With a small loop antenna I can receive a very snowy but stable
analog picture (pointing to a different 500 ft hill West). Do you think a high gain antenna would have enough gain to give enough signal to receive HD using a mountain as a passive UHF reflector.
 
Probably not. It isn't a question of having enough gain. Gain isn't the problem. Complex surfaces scatter RF energy in complex directions, not like a mirror. While the scattering may not be too bad at UHF frequencies (it would be better at VHF) using a mountain as a reflector is a real shot in the dark.
 
Have a 400 ft hill blocking the view to the transmitter 35 miles away South.
With a small loop antenna I can receive a very snowy but stable
analog picture (pointing to a different 500 ft hill West).

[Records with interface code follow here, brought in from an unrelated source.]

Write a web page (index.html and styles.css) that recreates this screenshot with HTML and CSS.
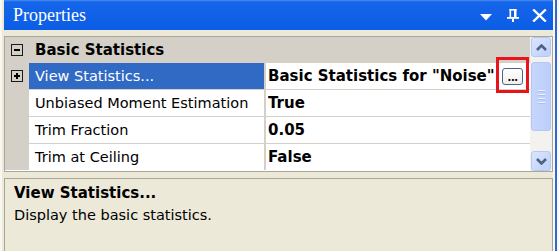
FILE: index.html
```html
<!DOCTYPE html>
<html>
<head>
<meta charset="utf-8">
<link rel="stylesheet" href="styles.css">
</head>
<body>
<div class="app">
  <div class="panel">
    <div class="titlebar">
      <span class="title">Properties</span>
      <div class="tools">
        <svg class="ic-drop" width="12" height="7" viewBox="0 0 12 7"><path d="M0 0H12L6 6.5Z" fill="#fff"/></svg>
        <svg class="ic-pin" width="12" height="13" viewBox="0 0 12 13" fill="#fff">
          <rect x="2.5" y="0" width="7" height="1.6"/>
          <rect x="2.5" y="0" width="1.6" height="8.5"/>
          <rect x="7" y="0" width="2.5" height="8.5"/>
          <rect x="0" y="8" width="12" height="1.8"/>
          <rect x="5" y="9.5" width="2" height="3.5"/>
        </svg>
        <svg class="ic-close" width="15" height="13" viewBox="0 0 15 13"><path d="M1.2 0.5L13.8 12.5M13.8 0.5L1.2 12.5" stroke="#fff" stroke-width="2.4"/></svg>
      </div>
    </div>
    <div class="grid">
      <div class="rows">
        <div class="row cat">
          <div class="gut"><span class="box minus"></span></div>
          <div class="catname">Basic Statistics</div>
        </div>
        <div class="row sel">
          <div class="gut"><span class="box plus"></span></div>
          <div class="name">View Statistics...</div>
          <div class="val"><span class="vtext">Basic Statistics for "Noise"</span><span class="ell">...</span></div>
        </div>
        <div class="row">
          <div class="gut"></div>
          <div class="name">Unbiased Moment Estimation</div>
          <div class="val"><span class="vtext">True</span></div>
        </div>
        <div class="row">
          <div class="gut"></div>
          <div class="name">Trim Fraction</div>
          <div class="val"><span class="vtext">0.05</span></div>
        </div>
        <div class="row">
          <div class="gut"></div>
          <div class="name">Trim at Ceiling</div>
          <div class="val"><span class="vtext">False</span></div>
        </div>
      </div>
      <div class="scroll">
        <div class="sbtn">
          <svg width="11" height="7" viewBox="0 0 11 7"><path d="M1 6L5.5 1.5L10 6" fill="none" stroke="#4d6185" stroke-width="2.6"/></svg>
        </div>
        <div class="track">
          <div class="thumb">
            <span class="grip"></span><span class="grip"></span><span class="grip"></span><span class="grip"></span>
          </div>
        </div>
        <div class="sbtn">
          <svg width="11" height="7" viewBox="0 0 11 7"><path d="M1 1L5.5 5.5L10 1" fill="none" stroke="#4d6185" stroke-width="2.6"/></svg>
        </div>
      </div>
    </div>
    <div class="desc">
      <div class="dtitle">View Statistics...</div>
      <div class="dtext">Display the basic statistics.</div>
    </div>
  </div>
  <div class="edge"></div>
  <div class="mark"></div>
</div>
</body>
</html>
```
FILE: styles.css
```css
html, body {
  margin: 0;
  padding: 0;
}
body {
  width: 559px;
  height: 251px;
  overflow: hidden;
  background: #ece9d8;
  font-family: "DejaVu Sans", sans-serif;
  color: #000;
}
.app {
  position: relative;
  display: flex;
  height: 251px;
}
.panel {
  width: 549px;
  border-left: 2px solid #f8f7f2;
  padding-left: 2px;
  display: flex;
  flex-direction: column;
  background: #ece9d8;
}
.edge {
  width: 2px;
  border-left: 2px solid #f8f7f2;
  border-right: 2px solid #f8f7f2;
  background: #2f68d2;
}
.titlebar {
  height: 30px;
  flex: none;
  display: flex;
  align-items: center;
  justify-content: space-between;
  background: linear-gradient(#4a8ef3 0, #1565ea 2px, #0b5de5 100%);
}
.title {
  font-family: "Liberation Serif", serif;
  font-size: 18px;
  color: #fff;
  padding-left: 9px;
  padding-top: 1px;
}
.tools {
  display: flex;
  align-items: center;
  margin-right: 6px;
}
.ic-drop { margin-top: 5px; }
.ic-pin { margin-left: 15px; margin-top: 0; }
.ic-close { margin-left: 13px; }

.grid {
  margin-top: 6px;
  height: 134px;
  flex: none;
  border: 1px solid #a9a698;
  display: flex;
  background: #fff;
}
.rows {
  width: 526px;
  display: flex;
  flex-direction: column;
}
.row {
  height: 26px;
  border-bottom: 1px solid #d4d0c8;
  display: flex;
  align-items: stretch;
  font-size: 14.5px;
}
.row:last-child {
  border-bottom: none;
}
.row.cat {
  border-bottom: none;
  background: #d4d0c8;
}
.gut {
  width: 24px;
  flex: none;
  background: #d4d0c8;
  display: flex;
  align-items: center;
  justify-content: center;
}
.box {
  width: 10px;
  height: 10px;
  border: 1px solid #1a1a1a;
  position: relative;
  background: transparent;
}
.box::before {
  content: "";
  position: absolute;
  left: 2px;
  top: 4px;
  width: 6px;
  height: 2px;
  background: #000;
}
.box.plus::after {
  content: "";
  position: absolute;
  left: 4px;
  top: 2px;
  width: 2px;
  height: 6px;
  background: #000;
}
.catname {
  font-weight: bold;
  font-size: 15px;
  padding-left: 6px;
  display: flex;
  align-items: center;
}
.name {
  width: 229px;
  flex: none;
  padding-left: 6px;
  display: flex;
  align-items: center;
  border-right: 2px solid #d4d0c8;
  white-space: nowrap;
}
.row.sel .name {
  background: #316ac5;
  color: #fff;
}
.val {
  flex: 1;
  display: flex;
  align-items: center;
  padding-left: 2px;
  font-weight: bold;
  font-size: 15px;
  white-space: nowrap;
  overflow: hidden;
}
.vtext {
  flex: 1;
  overflow: hidden;
}
.ell {
  width: 19px;
  height: 15px;
  margin-right: 7px;
  margin-left: 4px;
  flex: none;
  border: 1px solid #47668d;
  border-radius: 3px;
  background: linear-gradient(#ffffff, #efeee8);
  font-size: 10px;
  font-weight: bold;
  line-height: 18px;
  text-align: center;
  color: #000;
  letter-spacing: -0.5px;
}
.scroll {
  width: 22px;
  display: flex;
  flex-direction: column;
  background: #f3f2ee;
}
.sbtn {
  height: 18px;
  margin: 0 1px;
  border: 1px solid #b6c9f4;
  border-radius: 3px;
  background: linear-gradient(135deg, #dbe6fd, #bcd0fb);
  display: flex;
  align-items: center;
  justify-content: center;
  flex: none;
}
.track {
  flex: 1;
  padding: 5px 1px 0;
}
.thumb {
  height: 67px;
  border: 1px solid #b3c7f4;
  border-radius: 3px;
  background: linear-gradient(90deg, #c6d6fc, #bccefa);
  display: flex;
  flex-direction: column;
  align-items: center;
  justify-content: center;
  gap: 2px;
}
.grip {
  width: 7px;
  height: 1px;
  background: #eef3fe;
  border-bottom: 1px solid #a8bdf0;
}
.desc {
  margin-top: 6px;
  height: 67px;
  flex: none;
  border: 1px solid #a9a698;
  padding: 5px 9px 0;
  background: #ece9d8;
}
.dtitle {
  font-weight: bold;
  font-size: 15px;
  line-height: 19px;
}
.dtext {
  font-size: 14.5px;
  line-height: 19px;
  margin-top: 3px;
}
.mark {
  position: absolute;
  left: 496px;
  top: 57px;
  width: 27px;
  height: 30px;
  border: 3px solid #e8141c;
}
```
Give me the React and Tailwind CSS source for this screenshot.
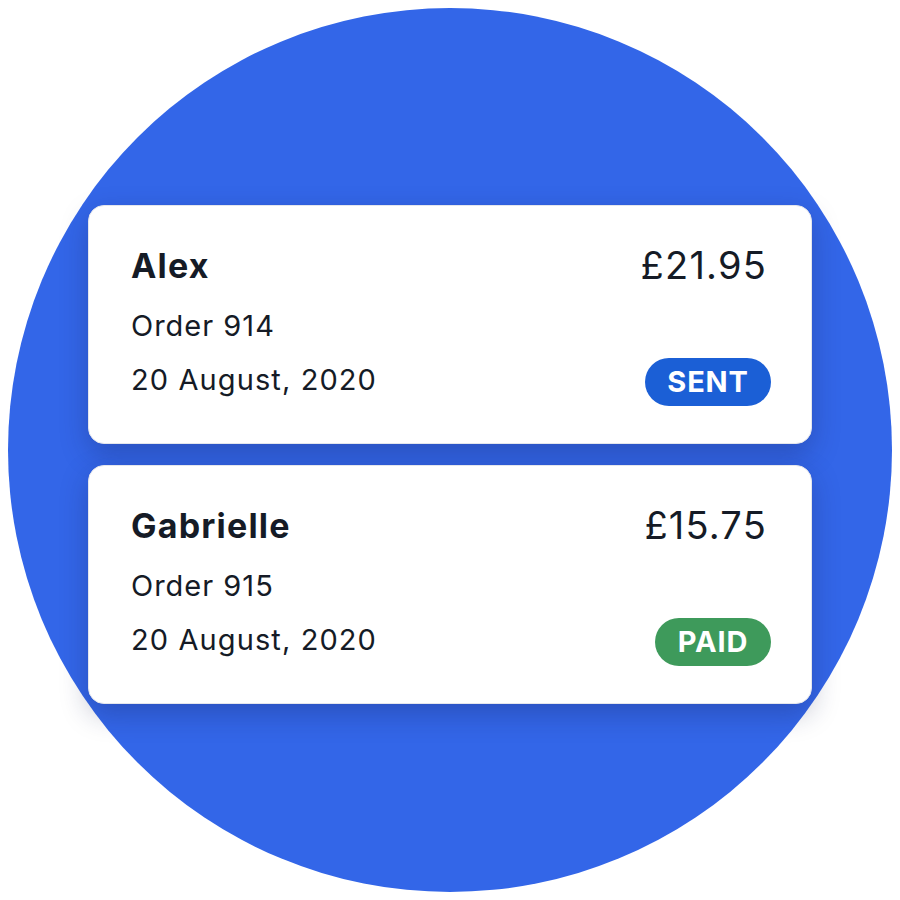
import React from 'react';

const orders = [
  { name: 'Alex', order: 'Order 914', date: '20 August, 2020', price: '£21.95', status: 'SENT' },
  { name: 'Gabrielle', order: 'Order 915', date: '20 August, 2020', price: '£15.75', status: 'PAID' },
];

const Badge = ({ status }) => {
  const color = status === 'SENT' ? 'bg-[#1b5fd6] w-[126px]' : 'bg-[#3e9a5b] w-[116px]';
  return (
    <span className={`${color} h-[48px] mt-[5px] rounded-full flex items-center justify-center text-white font-bold text-[29px] tracking-[0.8px]`}>
      {status}
    </span>
  );
};

const OrderCard = ({ item }) => (
  <div className="w-[724px] h-[239px] bg-white rounded-[16px] border border-[#e4e6ec] shadow-[0_10px_28px_rgba(20,30,80,0.28)] pl-[42px] pr-[40px] pt-[34px] text-[#151b26]">
    <div className="h-[52px] flex items-center justify-between">
      <span className="font-bold text-[34px] tracking-[1.2px]">{item.name}</span>
      <span className="text-[38px] tracking-[1.2px] mr-[4px]">{item.price}</span>
    </div>
    <div className="h-[68px] flex items-center text-[29px] tracking-[1px]">{item.order}</div>
    <div className="h-[40px] flex items-center justify-between">
      <span className="text-[29px] tracking-[1.1px]">{item.date}</span>
      <Badge status={item.status} />
    </div>
  </div>
);

export default function App() {
  return (
    <div className="w-[900px] h-[900px] bg-white flex items-center justify-center" style={{ fontFamily: 'Inter, "Noto Sans", sans-serif' }}>
      <div className="w-[884px] h-[884px] rounded-full bg-[#3366e8] flex flex-col items-center justify-center gap-[21px] pt-[8px]">
        {orders.map((item) => (
          <OrderCard key={item.order} item={item} />
        ))}
      </div>
    </div>
  );
}
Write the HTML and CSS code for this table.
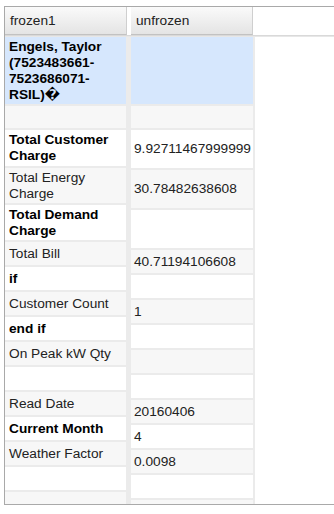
FILE: index.html
```html
<!DOCTYPE html>
<html lang="en">
<head>
    <meta charset="UTF-8">
    <meta name="viewport" content="width=device-width, initial-scale=1.0">
    <title>Bill Grid</title>
    <link rel="stylesheet" href="styles.css">
</head>
<body>
    <div class="grid">
        <div class="head">
            <div class="hcell">frozen1</div>
            <div class="hcell">unfrozen</div>
        </div>
        <div class="shade"></div>

        <div class="body">
            <!-- frozen column -->
            <div class="col frozen">
                <div class="cell sel tall b">Engels, Taylor (7523483661-7523686071-RSIL)&#xFFFD;</div>
                <div class="cell short"></div>
                <div class="cell wrap1 b">Total Customer Charge</div>
                <div class="cell wrap2">Total Energy Charge</div>
                <div class="cell wrap2 b">Total Demand Charge</div>
                <div class="cell">Total Bill</div>
                <div class="cell b">if</div>
                <div class="cell">Customer Count</div>
                <div class="cell b">end if</div>
                <div class="cell">On Peak kW Qty</div>
                <div class="cell"></div>
                <div class="cell">Read Date</div>
                <div class="cell b">Current Month</div>
                <div class="cell">Weather Factor</div>
                <div class="cell"></div>
                <div class="cell"></div>
            </div>

            <!-- scrolling column -->
            <div class="col free">
                <div class="cell sel tall"></div>
                <div class="cell short"></div>
                <div class="cell wide">9.92711467999999</div>
                <div class="cell wide">30.78482638608</div>
                <div class="cell wide"></div>
                <div class="cell">40.71194106608</div>
                <div class="cell"></div>
                <div class="cell">1</div>
                <div class="cell"></div>
                <div class="cell"></div>
                <div class="cell"></div>
                <div class="cell">20160406</div>
                <div class="cell">4</div>
                <div class="cell">0.0098</div>
                <div class="cell"></div>
                <div class="cell"></div>
            </div>
        </div>
    </div>
</body>
</html>
```

FILE: styles.css
```css
* { box-sizing: border-box; }
html, body { overflow: hidden; }
body { margin: 0; font-family: "Liberation Sans", Arial, "DejaVu Sans", sans-serif; font-size: 13.7px; color: #222; background: #fff; }

.grid { margin: 6px 0 0 4px; width: 340px; height: 499px; border: 1px solid #a9a9a9; border-right: 0; overflow: hidden; }

.head { display: flex; height: 28px; background: #fff; }
.hcell { width: 122px; height: 28px; margin-right: 4px; padding-left: 5px; line-height: 27px; background: linear-gradient(#fafafa, #e4e4e4); border-right: 1px solid #cfcfcf; border-bottom: 1px solid #c2c2c2; }
.shade { height: 2px; background: linear-gradient(#d2d2d2, #eeeeee); }

.body { display: flex; align-items: flex-start; }
.col { display: flex; flex-direction: column; }
.frozen { width: 126px; }
.free { width: 124px; }

.cell { display: flex; align-items: center; height: 25px; padding: 0 4px; line-height: 16px; border-bottom: 2px solid #ebebeb; border-right: 2px solid #ebebeb; background: #fff; }
.col .cell:nth-child(even) { background: #f7f7f7; }
.frozen .cell { border-right-width: 5px; }
.free .cell { padding-left: 3px; }

.cell.sel { background: #d6e7fd; }
.tall { height: 69px; }
.short { height: 24px; }
.wrap1 { height: 38px; }
.wrap2 { height: 37px; }
.wide { height: 40px; }
.b { font-weight: bold; color: #000; }
```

Do you think a high gain antenna would have enough gain to give enough signal to receive HD using a mountain as a passive UHF reflector.

I'd be surprised if you could get it to work. The hill would cause multiple points of reflection, each with different path lengths. That is exactly the dreaded multipath that DTV can't deal with using most decoder chips.

A better solution to to try to get the signal using knife edge refraction over the top of the hill between you and the station. You'll need an antenna with a high front to back ratio in order to eliminate the stronger reflection from the hill behind you.